**Directions for this task:** Take every line from the material that has the word "Tailwind" in it.

**Front-end source files:**

──────────────────────────────

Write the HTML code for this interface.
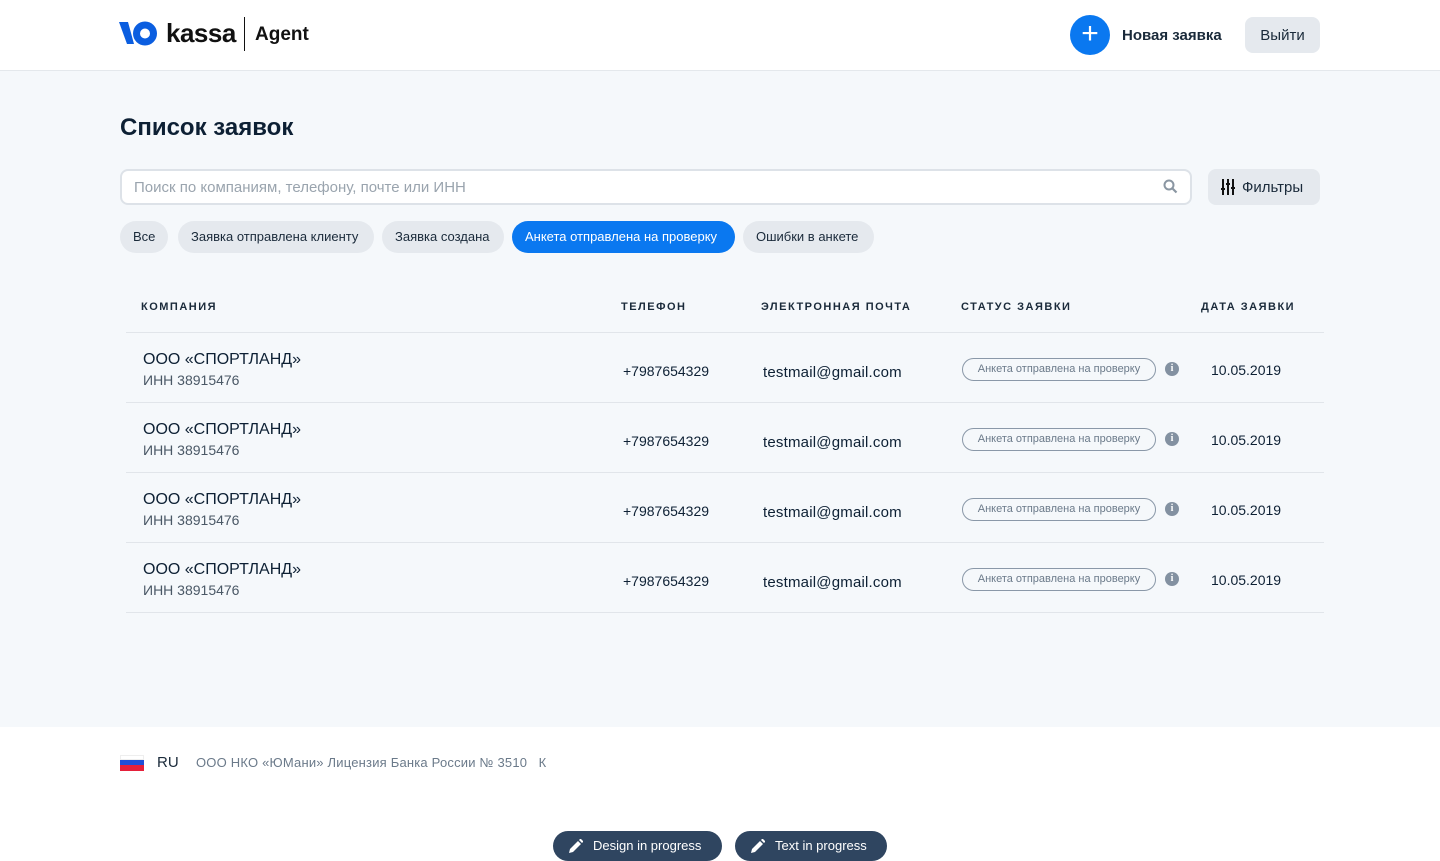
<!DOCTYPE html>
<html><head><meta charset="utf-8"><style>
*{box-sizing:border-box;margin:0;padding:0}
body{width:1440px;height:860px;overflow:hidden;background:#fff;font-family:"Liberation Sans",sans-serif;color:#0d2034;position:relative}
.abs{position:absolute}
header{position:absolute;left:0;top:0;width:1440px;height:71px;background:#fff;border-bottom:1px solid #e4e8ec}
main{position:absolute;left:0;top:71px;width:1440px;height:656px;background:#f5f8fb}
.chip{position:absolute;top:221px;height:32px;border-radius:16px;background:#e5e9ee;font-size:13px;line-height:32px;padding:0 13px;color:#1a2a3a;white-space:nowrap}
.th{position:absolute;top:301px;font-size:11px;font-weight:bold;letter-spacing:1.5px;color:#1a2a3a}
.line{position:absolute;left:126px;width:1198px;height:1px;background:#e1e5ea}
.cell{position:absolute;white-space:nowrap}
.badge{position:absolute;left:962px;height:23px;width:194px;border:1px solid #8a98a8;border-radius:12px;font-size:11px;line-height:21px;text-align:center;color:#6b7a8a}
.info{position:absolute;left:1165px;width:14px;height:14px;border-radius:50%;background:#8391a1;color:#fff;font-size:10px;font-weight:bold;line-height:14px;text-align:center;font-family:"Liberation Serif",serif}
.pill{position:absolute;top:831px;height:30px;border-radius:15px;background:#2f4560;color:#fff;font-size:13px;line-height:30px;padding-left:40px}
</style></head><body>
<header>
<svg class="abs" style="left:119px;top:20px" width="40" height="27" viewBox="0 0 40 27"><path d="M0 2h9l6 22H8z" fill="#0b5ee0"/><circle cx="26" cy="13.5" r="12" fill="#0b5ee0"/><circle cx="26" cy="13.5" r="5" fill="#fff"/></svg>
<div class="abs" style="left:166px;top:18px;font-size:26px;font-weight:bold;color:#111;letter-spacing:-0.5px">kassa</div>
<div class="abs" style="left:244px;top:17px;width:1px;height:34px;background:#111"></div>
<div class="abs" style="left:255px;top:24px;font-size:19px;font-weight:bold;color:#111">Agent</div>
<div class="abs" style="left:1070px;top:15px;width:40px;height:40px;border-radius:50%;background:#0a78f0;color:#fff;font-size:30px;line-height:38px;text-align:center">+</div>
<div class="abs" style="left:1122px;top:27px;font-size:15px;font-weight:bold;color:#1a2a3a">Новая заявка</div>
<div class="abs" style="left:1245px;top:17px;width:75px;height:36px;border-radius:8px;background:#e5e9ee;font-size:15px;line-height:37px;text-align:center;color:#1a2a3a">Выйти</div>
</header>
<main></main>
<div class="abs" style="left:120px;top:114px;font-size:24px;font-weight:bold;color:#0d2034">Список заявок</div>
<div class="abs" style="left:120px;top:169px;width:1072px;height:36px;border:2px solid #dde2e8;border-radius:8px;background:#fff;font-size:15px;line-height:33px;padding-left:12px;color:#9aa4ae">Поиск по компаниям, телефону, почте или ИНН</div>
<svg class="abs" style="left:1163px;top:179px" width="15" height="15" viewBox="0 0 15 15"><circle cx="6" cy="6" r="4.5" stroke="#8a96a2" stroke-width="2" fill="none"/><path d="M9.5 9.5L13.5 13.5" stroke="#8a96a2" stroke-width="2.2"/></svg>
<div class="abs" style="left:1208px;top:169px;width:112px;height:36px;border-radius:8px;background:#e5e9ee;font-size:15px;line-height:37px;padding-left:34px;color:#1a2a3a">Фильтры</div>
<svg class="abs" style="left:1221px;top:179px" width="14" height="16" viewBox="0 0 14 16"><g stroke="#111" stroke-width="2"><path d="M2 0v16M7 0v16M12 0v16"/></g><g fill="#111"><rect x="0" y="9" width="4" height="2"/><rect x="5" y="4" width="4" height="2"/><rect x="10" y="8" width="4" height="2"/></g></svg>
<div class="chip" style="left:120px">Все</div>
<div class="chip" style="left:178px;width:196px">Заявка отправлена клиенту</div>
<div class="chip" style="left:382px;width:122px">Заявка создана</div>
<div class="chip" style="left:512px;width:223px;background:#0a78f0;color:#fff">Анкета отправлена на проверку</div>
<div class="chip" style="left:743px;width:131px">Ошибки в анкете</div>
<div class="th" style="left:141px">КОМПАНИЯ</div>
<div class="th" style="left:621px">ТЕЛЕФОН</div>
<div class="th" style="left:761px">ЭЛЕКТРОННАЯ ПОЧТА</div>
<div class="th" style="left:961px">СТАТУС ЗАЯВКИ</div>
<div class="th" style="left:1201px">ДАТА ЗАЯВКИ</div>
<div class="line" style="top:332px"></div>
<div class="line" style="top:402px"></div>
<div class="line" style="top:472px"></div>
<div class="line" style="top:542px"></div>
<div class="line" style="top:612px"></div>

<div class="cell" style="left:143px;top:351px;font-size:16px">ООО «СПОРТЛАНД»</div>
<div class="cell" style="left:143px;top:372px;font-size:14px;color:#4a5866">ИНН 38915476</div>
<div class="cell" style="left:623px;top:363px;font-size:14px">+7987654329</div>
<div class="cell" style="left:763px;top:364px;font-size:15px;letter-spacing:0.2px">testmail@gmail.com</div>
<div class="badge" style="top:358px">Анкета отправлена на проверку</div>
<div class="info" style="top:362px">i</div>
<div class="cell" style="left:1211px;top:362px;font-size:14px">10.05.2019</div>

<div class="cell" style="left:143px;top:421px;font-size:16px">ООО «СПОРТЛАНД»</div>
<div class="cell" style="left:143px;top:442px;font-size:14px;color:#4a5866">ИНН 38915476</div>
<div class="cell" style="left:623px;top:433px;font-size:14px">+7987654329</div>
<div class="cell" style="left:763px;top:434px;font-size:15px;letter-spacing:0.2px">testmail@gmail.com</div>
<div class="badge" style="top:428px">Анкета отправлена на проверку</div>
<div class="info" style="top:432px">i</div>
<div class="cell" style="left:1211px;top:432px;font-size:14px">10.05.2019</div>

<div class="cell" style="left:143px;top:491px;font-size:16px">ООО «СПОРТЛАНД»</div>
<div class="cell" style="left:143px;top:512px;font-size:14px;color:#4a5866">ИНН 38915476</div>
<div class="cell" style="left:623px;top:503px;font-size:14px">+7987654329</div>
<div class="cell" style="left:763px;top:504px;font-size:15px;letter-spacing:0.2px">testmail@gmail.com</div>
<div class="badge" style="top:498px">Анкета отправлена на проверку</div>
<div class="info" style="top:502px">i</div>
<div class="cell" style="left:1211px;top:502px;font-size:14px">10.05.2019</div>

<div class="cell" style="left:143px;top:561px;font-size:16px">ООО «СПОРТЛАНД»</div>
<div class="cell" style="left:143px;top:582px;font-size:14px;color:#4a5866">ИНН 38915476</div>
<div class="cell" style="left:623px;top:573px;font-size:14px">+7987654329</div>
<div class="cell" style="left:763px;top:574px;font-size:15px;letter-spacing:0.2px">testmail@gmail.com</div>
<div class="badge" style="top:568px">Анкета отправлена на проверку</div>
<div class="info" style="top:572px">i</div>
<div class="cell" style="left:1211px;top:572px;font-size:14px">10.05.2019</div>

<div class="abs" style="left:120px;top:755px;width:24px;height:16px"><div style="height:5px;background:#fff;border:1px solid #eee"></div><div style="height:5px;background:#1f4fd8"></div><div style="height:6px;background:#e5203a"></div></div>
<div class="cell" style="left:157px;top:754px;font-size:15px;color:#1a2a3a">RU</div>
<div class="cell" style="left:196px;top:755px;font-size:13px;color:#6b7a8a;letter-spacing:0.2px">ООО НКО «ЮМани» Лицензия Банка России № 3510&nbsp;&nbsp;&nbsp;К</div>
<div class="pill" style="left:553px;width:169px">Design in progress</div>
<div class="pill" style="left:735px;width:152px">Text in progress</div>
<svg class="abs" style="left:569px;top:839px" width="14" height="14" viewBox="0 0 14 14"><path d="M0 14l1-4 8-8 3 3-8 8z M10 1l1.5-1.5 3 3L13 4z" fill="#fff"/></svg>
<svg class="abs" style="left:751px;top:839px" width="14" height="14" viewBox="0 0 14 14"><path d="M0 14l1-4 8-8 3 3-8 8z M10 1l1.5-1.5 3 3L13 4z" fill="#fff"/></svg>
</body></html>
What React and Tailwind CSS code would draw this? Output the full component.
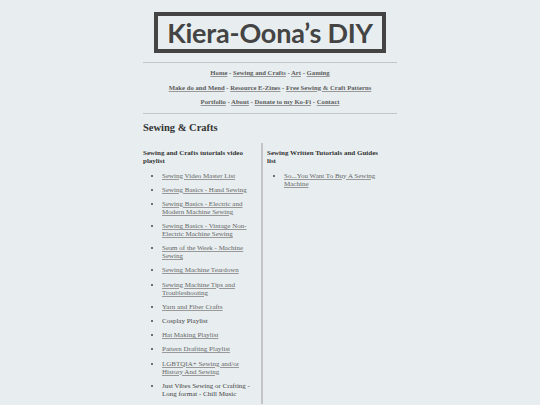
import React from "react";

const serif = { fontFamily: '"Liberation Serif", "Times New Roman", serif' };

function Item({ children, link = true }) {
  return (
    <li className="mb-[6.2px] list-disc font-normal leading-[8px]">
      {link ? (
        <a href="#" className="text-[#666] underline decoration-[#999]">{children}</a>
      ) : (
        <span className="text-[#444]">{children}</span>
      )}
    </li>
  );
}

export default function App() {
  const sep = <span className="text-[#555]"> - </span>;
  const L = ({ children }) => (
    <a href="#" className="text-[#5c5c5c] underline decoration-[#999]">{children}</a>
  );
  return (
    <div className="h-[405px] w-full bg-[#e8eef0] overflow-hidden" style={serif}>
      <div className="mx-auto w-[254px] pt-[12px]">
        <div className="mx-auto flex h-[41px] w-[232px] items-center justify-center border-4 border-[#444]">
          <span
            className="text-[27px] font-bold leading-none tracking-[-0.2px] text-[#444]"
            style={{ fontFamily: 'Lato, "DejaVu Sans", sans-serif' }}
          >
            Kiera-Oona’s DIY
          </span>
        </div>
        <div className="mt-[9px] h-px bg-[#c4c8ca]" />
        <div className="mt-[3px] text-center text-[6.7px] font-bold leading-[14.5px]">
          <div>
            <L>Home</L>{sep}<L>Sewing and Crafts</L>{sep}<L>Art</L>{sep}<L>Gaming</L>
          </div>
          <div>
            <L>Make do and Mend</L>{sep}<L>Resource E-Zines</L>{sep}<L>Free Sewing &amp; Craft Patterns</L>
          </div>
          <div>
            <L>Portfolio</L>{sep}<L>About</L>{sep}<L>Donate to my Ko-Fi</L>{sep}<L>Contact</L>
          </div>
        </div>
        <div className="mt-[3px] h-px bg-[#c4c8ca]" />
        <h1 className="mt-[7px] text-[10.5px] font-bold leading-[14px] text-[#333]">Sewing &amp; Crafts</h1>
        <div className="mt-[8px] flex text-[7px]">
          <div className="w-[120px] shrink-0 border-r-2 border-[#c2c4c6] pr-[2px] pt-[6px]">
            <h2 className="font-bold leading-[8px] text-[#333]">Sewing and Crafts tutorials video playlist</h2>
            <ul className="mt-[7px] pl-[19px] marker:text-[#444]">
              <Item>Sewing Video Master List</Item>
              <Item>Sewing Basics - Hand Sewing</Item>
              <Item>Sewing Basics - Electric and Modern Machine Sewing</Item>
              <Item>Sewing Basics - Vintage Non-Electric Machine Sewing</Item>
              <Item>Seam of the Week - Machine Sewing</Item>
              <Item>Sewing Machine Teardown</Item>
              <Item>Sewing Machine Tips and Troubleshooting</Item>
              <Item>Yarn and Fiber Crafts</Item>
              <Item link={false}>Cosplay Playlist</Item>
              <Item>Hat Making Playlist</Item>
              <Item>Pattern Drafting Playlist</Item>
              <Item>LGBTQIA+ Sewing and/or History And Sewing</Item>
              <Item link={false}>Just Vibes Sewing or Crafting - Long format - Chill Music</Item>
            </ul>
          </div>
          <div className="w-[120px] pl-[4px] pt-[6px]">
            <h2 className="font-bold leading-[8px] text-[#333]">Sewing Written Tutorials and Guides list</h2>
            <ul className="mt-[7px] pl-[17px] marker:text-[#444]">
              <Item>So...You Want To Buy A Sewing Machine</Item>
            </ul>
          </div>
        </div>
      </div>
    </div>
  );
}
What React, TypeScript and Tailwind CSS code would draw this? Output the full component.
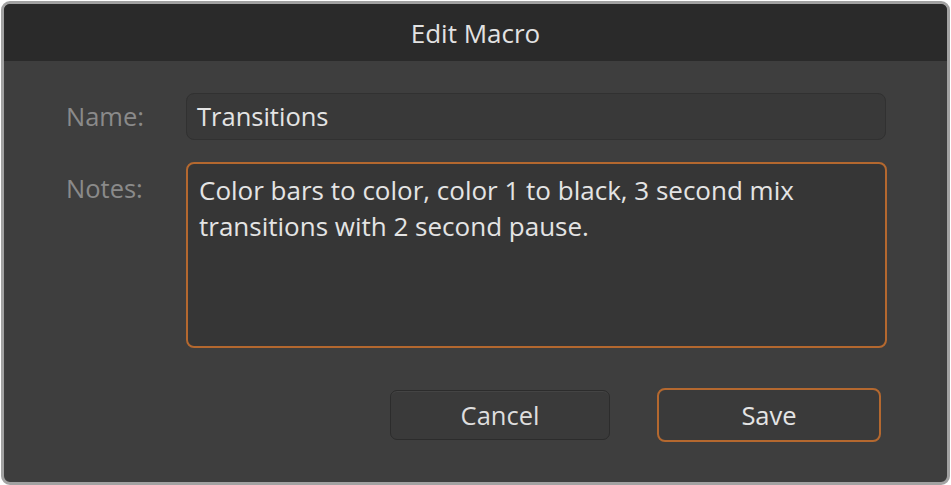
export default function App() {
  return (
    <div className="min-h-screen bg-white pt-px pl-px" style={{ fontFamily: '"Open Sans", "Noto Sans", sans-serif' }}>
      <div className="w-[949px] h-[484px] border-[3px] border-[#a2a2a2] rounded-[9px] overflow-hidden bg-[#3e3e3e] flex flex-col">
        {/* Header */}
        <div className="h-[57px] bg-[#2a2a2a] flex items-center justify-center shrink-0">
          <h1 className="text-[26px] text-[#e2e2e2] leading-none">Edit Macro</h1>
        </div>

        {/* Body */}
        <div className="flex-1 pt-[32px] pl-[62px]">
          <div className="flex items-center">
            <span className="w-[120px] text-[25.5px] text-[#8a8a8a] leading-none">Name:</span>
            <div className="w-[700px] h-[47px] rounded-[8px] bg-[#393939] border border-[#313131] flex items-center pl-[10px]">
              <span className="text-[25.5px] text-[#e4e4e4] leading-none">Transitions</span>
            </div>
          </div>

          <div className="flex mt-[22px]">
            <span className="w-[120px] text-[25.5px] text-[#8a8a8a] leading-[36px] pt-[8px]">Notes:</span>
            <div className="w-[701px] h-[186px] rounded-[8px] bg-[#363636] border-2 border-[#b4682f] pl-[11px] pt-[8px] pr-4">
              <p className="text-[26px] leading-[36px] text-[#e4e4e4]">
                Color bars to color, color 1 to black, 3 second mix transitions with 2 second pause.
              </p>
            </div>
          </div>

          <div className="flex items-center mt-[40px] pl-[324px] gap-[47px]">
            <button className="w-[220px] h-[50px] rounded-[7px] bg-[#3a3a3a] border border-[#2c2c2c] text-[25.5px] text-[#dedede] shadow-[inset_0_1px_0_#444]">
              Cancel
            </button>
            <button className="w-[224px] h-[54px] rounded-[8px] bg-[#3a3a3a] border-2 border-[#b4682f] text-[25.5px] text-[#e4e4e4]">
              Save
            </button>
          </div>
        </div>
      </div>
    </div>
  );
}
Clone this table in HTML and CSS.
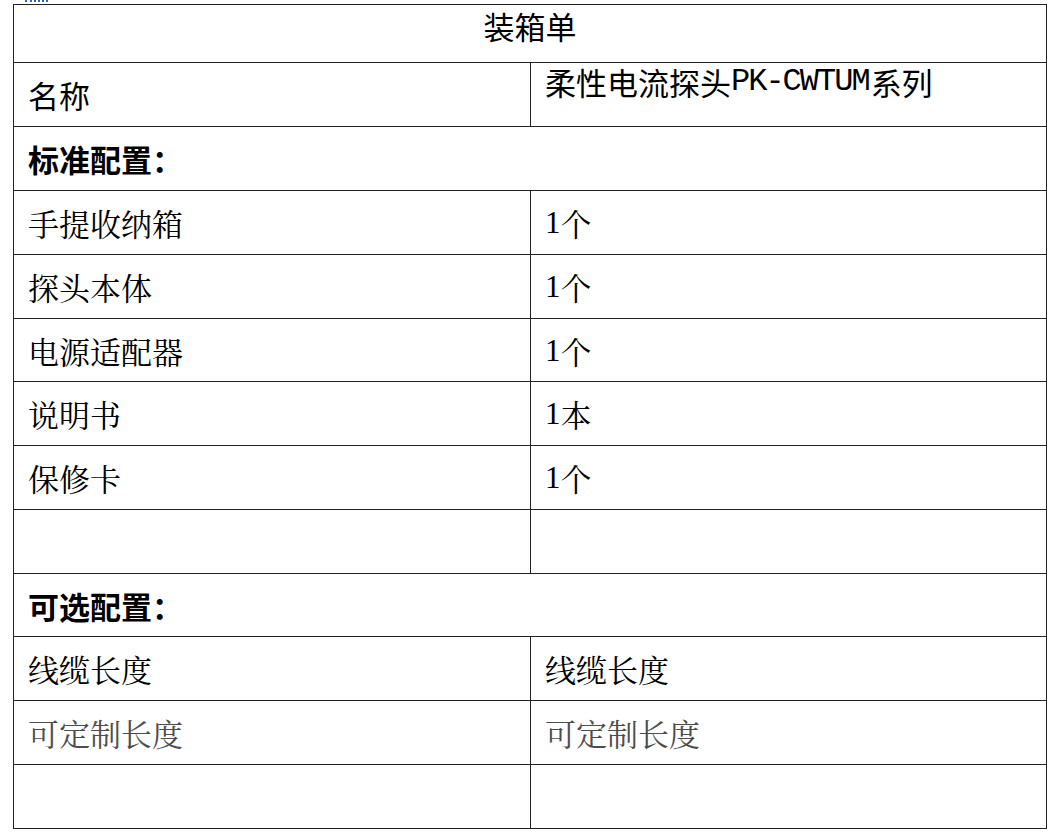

──────────────────────────────

**Expected answer:**
What React and Tailwind CSS code would draw this? Output the full component.
What React, TypeScript and Tailwind CSS code would draw this? Output the full component.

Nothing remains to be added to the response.